La. gallery to sell Lincoln opera glasses
French Quarter business’s asking price is $795,000
NEW ORLEANS — It’s not the gilt-detailed craftsmanship or the age of the small, brass, black-enameled binoculars that might fetch a French Quarter antique gallery’s asking price of $795,000. It’s their history: Abraham Lincoln is believed to have used them to get a better view of the stage at Ford’s Theatre on the night he was assassinated.
M.S. Rau Antiques recently acquired the binoculars, known as opera glasses, from a seller who has remained anonymous. Previous owners have included the Forbes family of publishing fame — the magazine reportedly paid $24,000 for them in 1979. Others include generations of descendants of Capt. James Mccamly, a military officer believed to have picked the opera glasses up from the street after they fell from Lincoln’s near-lifeless body (it’s unclear if they were in the president’s hands or entangled in his clothing) as he was carried out of the theater on the night of April 14, 1865.

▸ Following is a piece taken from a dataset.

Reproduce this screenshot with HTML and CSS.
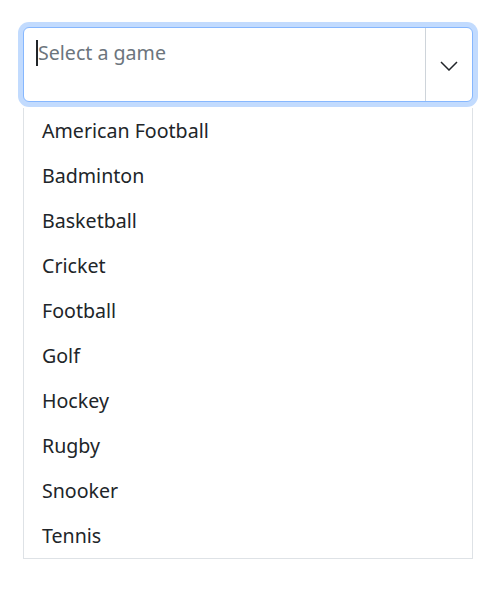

“We deal in history and we deal in great pieces and this is one of the most exciting pieces we’ve ever owned,” Bill Rau, the third-generation owner of the century-old family business on Royal Street, said Thursday.
Rau said he had been contacted roughly two weeks earlier by the previous owner, who said he had paid $424,000 for the opera glasses at Christies’ auction house in 2002. He was interested in selling. “He’s now in his 80s and he’s suffered some health issues and that’s why he called us,” Rau said.
The story behind the artifact:
After Lincoln was shot, Mccamly was among those helping move the mortally wounded president from the theater to a building across the street. Something fell from Lincoln’s body and Mccamly picked it up.
Documents attesting to their authenticity include a 1968 letter from a National Park Service chief curator to Mccamly’s great-great-grandson, who was seeking to verify family lore.
Stored under a glass display dome, the binoculars are currently on the second floor of the Rau gallery near a Lincoln portrait. Rau says they will be sold to whoever comes up with the sale price, but he adds that his hope is that they go to a collector or museum who will put them on public view.